Some people are prone to taking unnecessary risks. “Don’t give them too much rope or they might hang themselves,” the old adage warns.
When it comes to operating a boat, that vintage proverb takes on a new, near-literal meaning.
Mishandling lines, particularly when a boat is coming in to dock, can be costly. A poorly tossed line can cause problems for the captain, who might be dealing with wind and current in tight quarters, or even wind up tangled in the prop. I have seen it happen.
And if you are rafting up, one miss could end up leading to a collision with another boat.
A little preparation can go a long way in avoiding a costly mistake.
1. Prepare the line to be tossed
Going in a clockwise motion, wrap the in a coil, approximately 18-21 inches. Then put the top half of the neatly-coiled line into your throwing hand (right hand for right-handed people) and hold the second half of line in the opposite hand. (Be certain the line is untangled and can flow freely when thrown.)
2. Make sure the person receiving the line is prepared
Don’t take for granted that the person responsible for catching the line is alert and ready. There are many potential distractions on a boat dock, which are often loud and active. Make sure you have made eye contact with the person taking the line on the dock and that they are fully paying attention.

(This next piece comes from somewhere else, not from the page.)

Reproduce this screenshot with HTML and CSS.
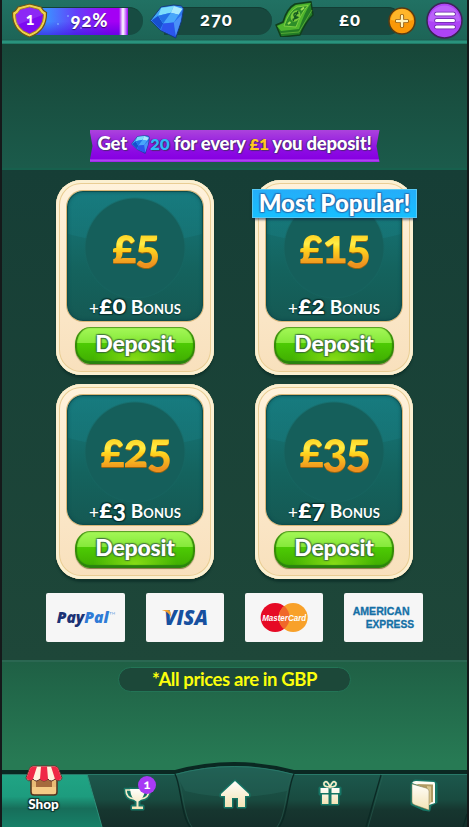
FILE: index.html
```html
<!DOCTYPE html>
<html lang="en">
<head>
<meta charset="utf-8">
<title>Shop</title>
<link rel="stylesheet" href="styles.css">
</head>
<body>
<svg class="defs" width="0" height="0" aria-hidden="true">
  <defs>
    <linearGradient id="cream" x1="0" y1="0" x2="0" y2="1"><stop offset="0" stop-color="#fffefa"/><stop offset="1" stop-color="#f3e3b5"/></linearGradient>
    <linearGradient id="gem" x1="0" y1="0" x2="1" y2="1"><stop offset="0" stop-color="#4fc4fa"/><stop offset=".5" stop-color="#2e86f3"/><stop offset="1" stop-color="#1b35dc"/></linearGradient>
    <symbol id="diamond" viewBox="0 0 36 36">
      <path d="M1 17 12 3 25 1 33 2 35 5 33 17 27 35 11 27Z" fill="url(#gem)" stroke="#173a7a" stroke-width="1" stroke-linejoin="round"/>
      <path d="M12 4 25 2 22 9 9 12Z" fill="#7bdcfb"/>
      <path d="M25 2 34 5 30 11 22 9Z" fill="#a9e9fd"/>
      <path d="M2 17 9 12 14 20 11 26Z" fill="#174fcf"/>
      <path d="M9 12 22 9 30 11 25 19 14 20Z" fill="#49a7fa"/>
      <path d="M14 20 25 19 26 33 12 27Z" fill="#2c55ed"/>
      <path d="M25 19 33 11 32 18 27 33Z" fill="#4a91f8"/>
      <path d="M9 12 22 9 14 20Z" fill="#2372e7"/>
    </symbol>
  </defs>
</svg>
<div class="app">
  <header class="topbar">
    <div class="level">
      <svg class="shield" width="37" height="35" viewBox="0 0 37 35">
        <path d="M18.500 1 30 4Q32 8 35.500 9.500 36 28 18.500 34 1 28 1.500 9.500 5 8 7 4Z" fill="#f1d34c" stroke="#6b5418" stroke-width="1.200"/>
        <path d="M18.500 4 28 6.500Q29.500 10 32.500 11.500 32.500 26 18.500 31 4.500 26 4.500 11.500 7.500 10 9 6.500Z" fill="#7d0af2" stroke="#a98722" stroke-width="1"/>
        <path d="M18.500 4.500 28 7Q29.500 10 32 11.700L6 22Q4.700 17 5 11.700 7.500 10 9 7Z" fill="#9c45f7" opacity=".5"/>
      </svg>
      <span class="rank">1</span>
      <div class="meter"><div class="meter-fill"><span class="num">92%</span></div></div>
    </div>
    <div class="counter gems">
      <svg class="icon-gem" width="36" height="35"><use href="#diamond"/></svg>
      <span class="num">270</span>
    </div>
    <div class="counter cash">
      <svg class="icon-cash" width="39" height="36" viewBox="0 0 39 36">
        <path d="M1 24 8 21Q12 7 20 3L36 0.800 38 14Q31 20 25 34L6 36Z" fill="#237d25" stroke="#10401c" stroke-width="1.500" stroke-linejoin="round"/>
        <path d="M2 25 9 22Q13 8 21 4L36 2Q30 10 24 28L6 30Z" fill="#4fb52e"/>
        <path d="M9 25Q14 10 22 6L33 4.500Q26 12 21 26Z" fill="#2d8e28" stroke="#8bd747" stroke-width=".8"/>
        <ellipse cx="20.500" cy="15" rx="6" ry="4.500" transform="rotate(-60 20.500 15)" fill="#78ca3d"/>
        <path d="M23.500 12.500Q19.500 11 19 13.500T22 16 17.500 18.500M23 10 18 20" fill="none" stroke="#155a20" stroke-width="1.400"/>
        <path d="M29 6.500 26 9M13 23 15.500 21" fill="none" stroke="#9cdd55" stroke-width="2"/>
        <path d="M6 32.500 24 31 37 9" fill="none" stroke="#62b33a" stroke-width=".8"/>
      </svg>
      <span class="num">£0</span>
      <svg class="icon-plus" width="28" height="28" viewBox="0 0 28 28">
        <circle cx="14" cy="14" r="13" fill="#fa9807" stroke="#593b12" stroke-width="1.500"/>
        <path d="M3 13A11 11 0 0 1 25 13Q15 16 3 13Z" fill="#ffb52a"/>
        <path d="M14 9v10M9 14h10" stroke="#92590b" stroke-width="4.200" stroke-linecap="round"/>
        <path d="M14 9v10M9 14h10" stroke="#fff3bc" stroke-width="2.400" stroke-linecap="round"/>
      </svg>
    </div>
    <svg class="icon-menu" width="37" height="37" viewBox="0 0 37 37">
      <circle cx="18.500" cy="18.500" r="17.500" fill="#ad43f6" stroke="#3c2357" stroke-width="1.500"/>
      <path d="M3 19A15.500 15.500 0 0 1 34 19Q18 23 3 19Z" fill="#bb62fa"/>
      <path d="M10.500 12h17M10.500 18.500h17M10.500 25h17" stroke="#6621a6" stroke-width="4.500" stroke-linecap="round"/>
      <path d="M10.500 12h17M10.500 18.500h17M10.500 25h17" stroke="#fff" stroke-width="3" stroke-linecap="round"/>
    </svg>
  </header>

  <section class="promo">
    <div class="ribbon"><p>Get <svg class="mini-gem" width="19" height="19"><use href="#diamond"/></svg><b class="blue">20</b> for every <b class="gold">£1</b> you deposit!</p></div>
  </section>

  <main class="shop">
    <div class="offers">
      <article class="card">
        <div class="panel"><strong class="price">£5</strong><p class="bonus">+<b>£0</b> <span>Bonus</span></p></div>
        <button class="deposit"><span>Deposit</span></button>
      </article>
      <article class="card">
        <div class="popular"><span>Most Popular!</span></div>
        <div class="panel"><strong class="price">£15</strong><p class="bonus">+<b>£2</b> <span>Bonus</span></p></div>
        <button class="deposit"><span>Deposit</span></button>
      </article>
      <article class="card">
        <div class="panel"><strong class="price">£25</strong><p class="bonus">+<b>£3</b> <span>Bonus</span></p></div>
        <button class="deposit"><span>Deposit</span></button>
      </article>
      <article class="card">
        <div class="panel"><strong class="price">£35</strong><p class="bonus">+<b>£7</b> <span>Bonus</span></p></div>
        <button class="deposit"><span>Deposit</span></button>
      </article>
    </div>
    <div class="payments">
      <svg class="pay" viewBox="0 0 78 49">
        <text x="10.500" y="30" textLength="52" lengthAdjust="spacingAndGlyphs" class="paypal"><tspan fill="#1c3275">Pay</tspan><tspan fill="#2f7bd6">Pal</tspan></text>
        <path d="M63.500 19.500h2M64.500 19.500v2M66.500 21.500v-2l1 1 1-1v2" fill="none" stroke="#2f7bd6" stroke-width=".4"/>
      </svg>
      <svg class="pay" viewBox="0 0 78 49">
        <text x="18" y="32" textLength="44" lengthAdjust="spacingAndGlyphs" class="visa" fill="#17509f">VISA</text>
        <path d="M15.500 17H22Q24 17 24.500 19.500L25 24Q22 18.500 15.500 17Z" fill="#f2a02d"/>
      </svg>
      <svg class="pay" viewBox="0 0 78 49">
        <circle cx="30" cy="24.500" r="14.500" fill="#e60a25"/>
        <circle cx="48" cy="24.500" r="14.500" fill="#f8a12a"/>
        <path d="M39 13.100A14.500 14.500 0 0 1 39 35.900 14.500 14.500 0 0 1 39 13.100Z" fill="#f0672a"/>
        <text x="17" y="28" textLength="44" lengthAdjust="spacingAndGlyphs" class="mc" fill="#fff">MasterCard</text>
      </svg>
      <svg class="pay" viewBox="0 0 78 49">
        <text x="8.500" y="22" textLength="57" lengthAdjust="spacingAndGlyphs" class="amex">AMERICAN</text>
        <text x="21.500" y="35" textLength="48.500" lengthAdjust="spacingAndGlyphs" class="amex">EXPRESS</text>
      </svg>
    </div>
  </main>

  <footer class="note-area"><p class="note"><span>*All prices are in GBP</span></p></footer>

  <nav class="tabs">
    <svg class="tabs-bg" width="465" height="66" viewBox="0 0 465 66">
      <defs>
        <linearGradient id="bar" x1="0" y1="0" x2="0" y2="1"><stop offset="0" stop-color="#1d5c50"/><stop offset=".55" stop-color="#194b40"/><stop offset=".72" stop-color="#16362f"/><stop offset="1" stop-color="#142f2b"/></linearGradient>
        <linearGradient id="active" x1="0" y1="0" x2="0" y2="1"><stop offset="0" stop-color="#20a484"/><stop offset=".42" stop-color="#1d9c7e"/><stop offset=".65" stop-color="#176e5a"/><stop offset="1" stop-color="#178068"/></linearGradient>
      </defs>
      <path d="M0 9H173Q232 -7 292 9H465V66H0Z" fill="#0a2822"/>
      <path d="M0 13H173Q232 -3 292 13H465V66H0Z" fill="url(#bar)"/>
      <path d="M0 13.500H85L100 66H0Z" fill="url(#active)"/>
      <path d="M85 13 100 66" stroke="#2d917b"/>
      <path d="M174 13Q232 -3 291 13L285 30Q232 42 183 30Z" fill="#2c6f62" opacity=".32"/>
      <path d="M0 13.500H173Q232 -2.500 292 13.500H465" fill="none" stroke="#287969"/>
      <path d="M173 13C179 24 179 55 188 66M292 13C286 24 286 55 277 66M379 14 364 66M465 53 461 66" fill="none" stroke="#0b2924" stroke-width="1.300"/>
      <path d="M175 14C181 25 181 55 190 66M290 14C284 25 284 55 275 66M381 14 366 66" fill="none" stroke="#2a6457" stroke-width=".5"/>
    </svg>
    <a class="tab active">
      <svg width="38" height="31" viewBox="0 0 38 31">
        <path d="M6 13H32V27Q32 30 29 30H9Q6 30 6 27Z" fill="#e9bb75" stroke="#56351f" stroke-width="1.500"/>
        <path d="M11 14H27V22H11Z" fill="#a56a3d"/><path d="M7 22H31V27Q31 29 29 29H9Q7 29 7 27Z" fill="#f5cb86"/>
        <path d="M8 1H30Q33 1 34 5L37 13Q35 18 30 14 26 18 23 14 19 18 15 14 11 18 8 14 3 18 1 13L4 5Q5 1 8 1Z" fill="#fff3dd" stroke="#5c3028"/>
        <path d="M8 1.500H12L8 14Q4 17 1.500 13L4.500 5Q5 2 8 1.500ZM16 1.500H22L23 14Q19 18 15 14ZM26 1.500H30Q33 2 33.500 5L36.500 13Q34 17 30 14Z" fill="#ef2946"/>
      </svg>
      <span>Shop</span>
    </a>
    <a class="tab trophy">
      <svg width="28" height="27" viewBox="0 0 28 27">
        <g stroke="#167565" stroke-width="3" stroke-linejoin="round" fill="#167565"><path d="M7 4H22Q20 14 16 16V21H20V24H9V21H13V16Q8 14 7 4Z"/></g>
        <path d="M8 5H3Q3 13 11 14M21 5H26Q26 13 18 14" fill="none" stroke="#167565" stroke-width="4.500"/>
        <path d="M8 5H3Q3 13 11 14M21 5H26Q26 13 18 14" fill="none" stroke="#f8edc8" stroke-width="1.600"/>
        <path d="M7 4H22Q21 14 15.500 16.500V21.500H20V24H9V21.500H13.500V16.500Q8 14 7 4Z" fill="url(#cream)"/>
      </svg>
      <span class="badge">1</span>
    </a>
    <a class="tab home">
      <svg width="34" height="33" viewBox="0 0 34 33"><path d="M17 3 31 16V18H27V29H20V20H14V29H7V18H3V16Z" fill="url(#cream)" stroke="#167565" stroke-width="3" stroke-linejoin="round" paint-order="stroke"/></svg>
    </a>
    <a class="tab gift">
      <svg width="24" height="27" viewBox="0 0 24 27">
        <path d="M2 9H22V15H20V25H4V15H2ZM12 8Q5 8 6 4 9 0 12 8 15 0 18 4 19 8 12 8" fill="#167565" stroke="#167565" stroke-width="3" stroke-linejoin="round"/>
        <path d="M2.500 9H10.500V14H2.500ZM13.500 9H21.500V14H13.500ZM4 15.500H10.500V25H4ZM13.500 15.500H20V25H13.500Z" fill="url(#cream)"/>
        <path d="M12 8Q5 8 6 4 9 0 12 8 15 0 18 4 19 8 12 8" fill="none" stroke="#f8edc8" stroke-width="1.700"/>
      </svg>
    </a>
    <a class="tab book">
      <svg width="29" height="33" viewBox="0 0 29 33">
        <path d="M3 5 6 2 25 3 27 5V23L21 26 20 31 14 30 3 25Z" fill="#167565" stroke="#167565" stroke-width="3" stroke-linejoin="round"/>
        <path d="M3 4Q4 2 7 2L25 3Q26 3 26 5V24L20 26V10Z" fill="#fffdf4"/><path d="M7 5 24 5.500V23L19 24V11Z" fill="#b09a63"/><path d="M18 7 22 7.500V24L19.500 25Z" fill="#d8c58e"/>
        <path d="M3 5 17 9Q20 10 20 12V31L6 26Q3 25 3 23Z" fill="url(#cream)" stroke="#8b7a48" stroke-width=".5"/>
      </svg>
    </a>
  </nav>
</div>
</body>
</html>
```

FILE: styles.css
```css
* { box-sizing: border-box; }
body { margin: 0; background: #15191a; font-family: Lato, "Open Sans", sans-serif; font-variant-numeric: oldstyle-nums; color: #fff; }
p { margin: 0; }
svg { display: block; flex: none; }
.defs { position: absolute; }
.app { width: 465px; height: 827px; margin: 0 2px; display: flex; flex-direction: column; overflow: hidden; }

.topbar { height: 44px; flex: none; display: flex; align-items: flex-start; padding: 3px 2px 0 9px; background: linear-gradient(#217163, #1d6557 39px, #1c5c50 40px, #29937d 41px, #29937d 43px, #196452 44px); }
.level { display: flex; position: relative; width: 138px; }
.shield { position: relative; z-index: 1; }
.rank { position: absolute; z-index: 2; left: 13px; top: 7px; width: 12px; text-align: center; font-size: 16px; line-height: 18px; font-weight: 900; }
.meter { width: 107px; height: 28px; margin: 4px 0 0 -12px; border-radius: 0 14px 14px 0; background: #174c42; border-top: 1px solid #124237; overflow: hidden; }
.meter-fill { width: 92px; height: 27px; display: flex; justify-content: center; padding-left: 15px; background: linear-gradient(90deg, transparent 83px, #eac8ff 86px, #fff 87px, #c164ff 90px, transparent 92px), radial-gradient(circle at 32px 8px, #87b9ffaa 0 .5px, transparent 1.5px), radial-gradient(circle at 45px 20px, #a184ffaa 0 .5px, transparent 1.5px), radial-gradient(circle at 22px 16px, #87b9ffaa 0 .5px, transparent 1.5px), linear-gradient(transparent 50%, #3900dc88), linear-gradient(90deg, #3f8cff 12px, #6340fa 40px, #a400f4 75px); }
.num { font-size: 18.500px; line-height: 24px; font-weight: 900; letter-spacing: .9px; text-shadow: 0 1px 1px #0008; }
.counter { display: flex; position: relative; }
.counter::before { content: ""; height: 27px; margin-top: 4px; border-radius: 0 14px 14px 0; background: #18493f; border-top: 1px solid #123d34; }
.gems { width: 125px; }
.gems::before { width: 108px; margin-left: 15px; }
.icon-gem { position: absolute; left: 0; top: 1px; }
.gems .num { position: absolute; left: 51px; top: 4px; }
.cash { width: 151px; }
.cash::before { width: 110px; margin-left: 18px; }
.icon-cash { position: absolute; left: 1px; top: -2px; }
.cash .num { position: absolute; left: 65px; top: 4px; }
.icon-plus { position: absolute; left: 114px; top: 4px; }
.icon-menu { margin-top: -1px; margin-left: 1px; }

.promo { height: 126px; flex: none; padding-top: 86px; background: linear-gradient(#174638, #1b5b4b); border-bottom: 2px solid #17604d; }
.ribbon { width: 290px; height: 32px; margin: 0 auto; display: flex; justify-content: center; background: linear-gradient(#ab43dc, #8c0be3 65%, #8700e2 90%, #b34cf3 94%, #9b1ce9); clip-path: polygon(0 0, 100% 0, calc(100% - 3px) 50%, 100% 100%, 0 100%, 3px 50%); }
.ribbon p { font-size: 18.500px; line-height: 26px; font-weight: 900; white-space: nowrap; letter-spacing: -.25px; text-shadow: 1px 1px 1px #50277a, -1px 0 1px #50277a; }
.mini-gem { display: inline-block; vertical-align: -4px; }
.blue { color: #2fbafa; }
.gold { color: #ffc81f; }

.shop { height: 490px; flex: none; padding-top: 10px; background: linear-gradient(#163e36, #1e4739); }
.offers { display: grid; grid-template-columns: 158px 158px; gap: 9px 41px; justify-content: center; }
.card { position: relative; height: 195px; padding: 11px 11px 0; border: 0; border-radius: 25px; background: linear-gradient(#fff2dc, #f8e0bc); box-shadow: inset 0 0 0 3px #fbf0d2, inset 0 0 0 4px #e9cd94, 0 3px 2px #10342c; }
.panel { height: 130px; border-radius: 16px; display: flex; flex-direction: column; align-items: center; background: radial-gradient(circle at 68px 57px, #155f5b 49px, #17666280 50px, transparent 51px), radial-gradient(ellipse 110px 42px at 68px 10px, #187e8266 98%, transparent), linear-gradient(#16797d, #14635e 60%, #155953); box-shadow: inset 0 0 4px #0b454a, inset 0 0 0 1px #11534f, 0 0 0 1px #d9b778; }
.price { height: 94px; padding: 28px 5px 0; font-size: 47px; line-height: 52px; font-weight: 900; letter-spacing: -1.8px; color: transparent; background: linear-gradient(#ffbd20 38px, #ffd829 46px, #ffee48 53px, #ffd51f 58px, #ee911f 74px); background-clip: text; -webkit-background-clip: text; filter: drop-shadow(0 1px 0 #956512); }
.bonus { margin-top: 9px; font-size: 18.500px; line-height: 28px; white-space: nowrap; text-shadow: 0 1px 1px #09332f; }
.bonus b { font-size: 25px; font-weight: 900; text-shadow: 1px 1px 1px #07312d, -1px -1px 1px #07312d, 1px -1px 1px #07312d, -1px 1px 1px #07312d; }
.bonus span { font-variant-caps: small-caps; font-weight: 700; font-size: 19px; letter-spacing: .1px; }
.deposit { display: flex; justify-content: center; width: 120px; height: 37px; margin: 6px auto 0; padding: 0; border: 0; border-radius: 15px / 17px; background: radial-gradient(ellipse 42px 26px at 50% 90%, #87dc16, transparent), linear-gradient(#a5f858, #86e93b 42%, #4dcb04 44%, #3faa01); box-shadow: inset 0 1px 1px #579d23, inset 2px 0 1px #328807, inset -2px 0 1px #328807, inset 0 -3px 1px #298210, 0 1px 1px #867549; color: #fff; font: inherit; }
.deposit span { font-size: 23px; line-height: 32px; font-weight: 900; letter-spacing: -.2px; text-shadow: 1px 1px 1px #38643aaa, -1px -1px 1px #38643aaa, 1px -1px 1px #38643aaa, -1px 1px 1px #38643aaa; }
.popular { position: absolute; z-index: 1; left: -3px; top: 9px; width: 165px; height: 29px; display: flex; justify-content: center; background: linear-gradient(#25adf9, #17c0ff); border: 1px solid #57c9f5; box-shadow: 0 2px 2px #1248; }
.popular span { font-size: 24px; line-height: 25px; font-weight: 900; white-space: nowrap; letter-spacing: 0; text-shadow: 1px 1px 1px #2861a4aa, -1px -1px 1px #2861a4aa, 1px -1px 1px #2861a4aa, -1px 1px 1px #2861a4aa; }
.payments { display: flex; justify-content: center; gap: 21px; margin-top: 14px; }
.pay { width: 78.300px; height: 49px; border-radius: 2px; background: #f6f6f6; }
.paypal { font: italic 900 16.500px "Open Sans", sans-serif; }
.visa { font: italic 800 21px "Open Sans", sans-serif; }
.mc { font: italic 700 9px "Liberation Sans", sans-serif; }
.amex { font: 700 10.500px "Liberation Sans", sans-serif; fill: #1570a6; stroke: #1570a6; stroke-width: .3px; }

.note-area { height: 101px; flex: none; padding-top: 5px; border-top: 2px solid #2b6752; background: linear-gradient(#1f6045, #277a54); }
.note { width: 233px; height: 25px; margin: 0 auto; display: flex; justify-content: center; border: 1px solid #237456; border-radius: 13px; background: #1c4839; }
.note span { font-size: 18.500px; line-height: 22px; font-weight: 700; letter-spacing: -.4px; color: #fbff0c; white-space: nowrap; }

.tabs { position: relative; height: 66px; flex: none; display: grid; grid-template-columns: 83px 104px 91px 100px 87px; justify-items: center; background: #277a54; }
.tabs-bg { position: absolute; inset: 0; }
.tab { position: relative; display: flex; flex-direction: column; align-items: center; }
.active { padding-top: 4px; }
.active span { font-size: 13.500px; line-height: 17px; font-weight: 900; text-shadow: 1px 1px 1px #122f2a, -1px -1px 1px #122f2a, 1px -1px 1px #122f2a, -1px 1px 1px #122f2a; }
.trophy { padding-top: 24px; }
.badge { position: absolute; left: 15px; top: 15px; width: 18px; height: 18px; border-radius: 9px; background: #a83af5; text-align: center; font-size: 13px; line-height: 17px; font-weight: 900; }
.home { padding-top: 17px; }
.gift { padding-top: 18px; }
.book { padding-top: 18px; }
```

3. Prepare to make the throw
While maintaining eye contact with the person on the dock, who is receiving the line, make a warm-up motion with your tossing hand so the “catcher” knows to be fully alert and ready.
4. Let ‘er Go!
Using a strong, underhand motion with your throwing arm, aim for the belt-line of the person on the receiving end. Be sure to allow the remaining line to smoothly follow out of your opposite hand.